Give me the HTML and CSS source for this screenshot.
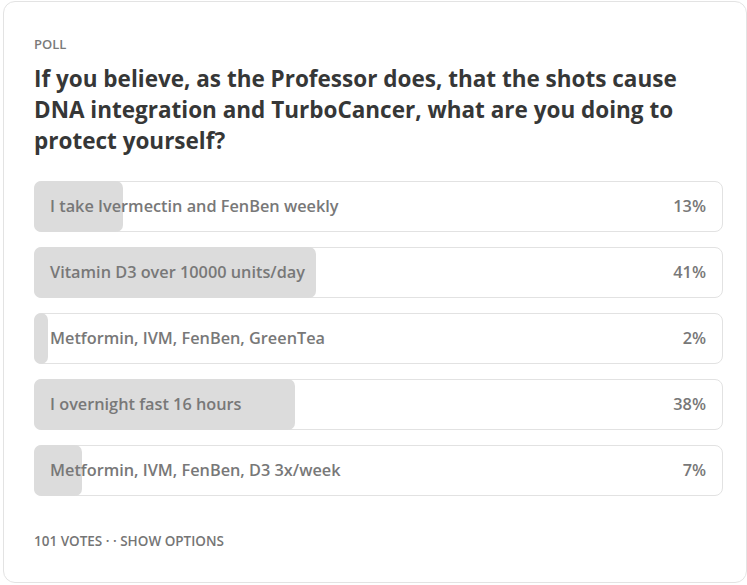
FILE: index.html
```html
<!DOCTYPE html>
<html>
<head>
<meta charset="utf-8">
<link rel="stylesheet" href="styles.css">
</head>
<body>
<div class="card">
  <div class="label">POLL</div>
  <h1 class="question">If you believe, as the Professor does, that the shots cause DNA integration and TurboCancer, what are you doing to protect yourself?</h1>
  <div class="options">
    <div class="option"><div class="fill" style="width:13%"></div><span class="text">I take Ivermectin and FenBen weekly</span><span class="pct">13%</span></div>
    <div class="option"><div class="fill" style="width:41%"></div><span class="text">Vitamin D3 over 10000 units/day</span><span class="pct">41%</span></div>
    <div class="option"><div class="fill" style="width:2%"></div><span class="text">Metformin, IVM, FenBen, GreenTea</span><span class="pct">2%</span></div>
    <div class="option"><div class="fill" style="width:38%"></div><span class="text">I overnight fast 16 hours</span><span class="pct">38%</span></div>
    <div class="option"><div class="fill" style="width:7%"></div><span class="text">Metformin, IVM, FenBen, D3 3x/week</span><span class="pct">7%</span></div>
  </div>
  <div class="footer">101 VOTES · · SHOW OPTIONS</div>
</div>
</body>
</html>
```
FILE: styles.css
```css
html, body {
  margin: 0;
  padding: 0;
  background: #ffffff;
}
body {
  font-family: "Open Sans", "Noto Sans", sans-serif;
}
.card {
  box-sizing: border-box;
  margin: 1px 0 0 3px;
  width: 744px;
  height: 582px;
  border: 1px solid #e3e3e3;
  border-radius: 12px;
  padding: 33px 23px 0 30px;
}
.label {
  font-size: 13px;
  font-weight: 600;
  color: #7a7a7a;
  line-height: 18px;
}
.question {
  margin: 10px 0 0 0;
  font-size: 22.5px;
  font-weight: 700;
  line-height: 31px;
  color: #363737;
  padding-right: 40px;
}
.options {
  margin-top: 25px;
  display: flex;
  flex-direction: column;
  gap: 15px;
}
.option {
  position: relative;
  box-sizing: border-box;
  height: 51px;
  border: 1px solid #e2e2e2;
  border-radius: 8px;
  display: flex;
  align-items: center;
  justify-content: space-between;
  padding: 0 16px 2px 15px;
  font-size: 16.3px;
  color: #787878;
  font-weight: 600;
}
.fill {
  position: absolute;
  left: -1px;
  top: -1px;
  bottom: -1px;
  background: #dcdcdc;
  border-radius: 7px;
}
.text, .pct {
  position: relative;
}
.footer {
  margin-top: 36px;
  font-size: 13.5px;
  font-weight: 600;
  color: #757575;
  line-height: 18px;
}
```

- WRITTEN REQUEST:
Repeat the listing in full and exactly. Do not include any images.

- TASK OUTPUT:
Give me the HTML and CSS source for this screenshot.
FILE: index.html
```html
<!DOCTYPE html>
<html>
<head>
<meta charset="utf-8">
<link rel="stylesheet" href="styles.css">
</head>
<body>
<div class="card">
  <div class="label">POLL</div>
  <h1 class="question">If you believe, as the Professor does, that the shots cause DNA integration and TurboCancer, what are you doing to protect yourself?</h1>
  <div class="options">
    <div class="option"><div class="fill" style="width:13%"></div><span class="text">I take Ivermectin and FenBen weekly</span><span class="pct">13%</span></div>
    <div class="option"><div class="fill" style="width:41%"></div><span class="text">Vitamin D3 over 10000 units/day</span><span class="pct">41%</span></div>
    <div class="option"><div class="fill" style="width:2%"></div><span class="text">Metformin, IVM, FenBen, GreenTea</span><span class="pct">2%</span></div>
    <div class="option"><div class="fill" style="width:38%"></div><span class="text">I overnight fast 16 hours</span><span class="pct">38%</span></div>
    <div class="option"><div class="fill" style="width:7%"></div><span class="text">Metformin, IVM, FenBen, D3 3x/week</span><span class="pct">7%</span></div>
  </div>
  <div class="footer">101 VOTES · · SHOW OPTIONS</div>
</div>
</body>
</html>
```
FILE: styles.css
```css
html, body {
  margin: 0;
  padding: 0;
  background: #ffffff;
}
body {
  font-family: "Open Sans", "Noto Sans", sans-serif;
}
.card {
  box-sizing: border-box;
  margin: 1px 0 0 3px;
  width: 744px;
  height: 582px;
  border: 1px solid #e3e3e3;
  border-radius: 12px;
  padding: 33px 23px 0 30px;
}
.label {
  font-size: 13px;
  font-weight: 600;
  color: #7a7a7a;
  line-height: 18px;
}
.question {
  margin: 10px 0 0 0;
  font-size: 22.5px;
  font-weight: 700;
  line-height: 31px;
  color: #363737;
  padding-right: 40px;
}
.options {
  margin-top: 25px;
  display: flex;
  flex-direction: column;
  gap: 15px;
}
.option {
  position: relative;
  box-sizing: border-box;
  height: 51px;
  border: 1px solid #e2e2e2;
  border-radius: 8px;
  display: flex;
  align-items: center;
  justify-content: space-between;
  padding: 0 16px 2px 15px;
  font-size: 16.3px;
  color: #787878;
  font-weight: 600;
}
.fill {
  position: absolute;
  left: -1px;
  top: -1px;
  bottom: -1px;
  background: #dcdcdc;
  border-radius: 7px;
}
.text, .pct {
  position: relative;
}
.footer {
  margin-top: 36px;
  font-size: 13.5px;
  font-weight: 600;
  color: #757575;
  line-height: 18px;
}
```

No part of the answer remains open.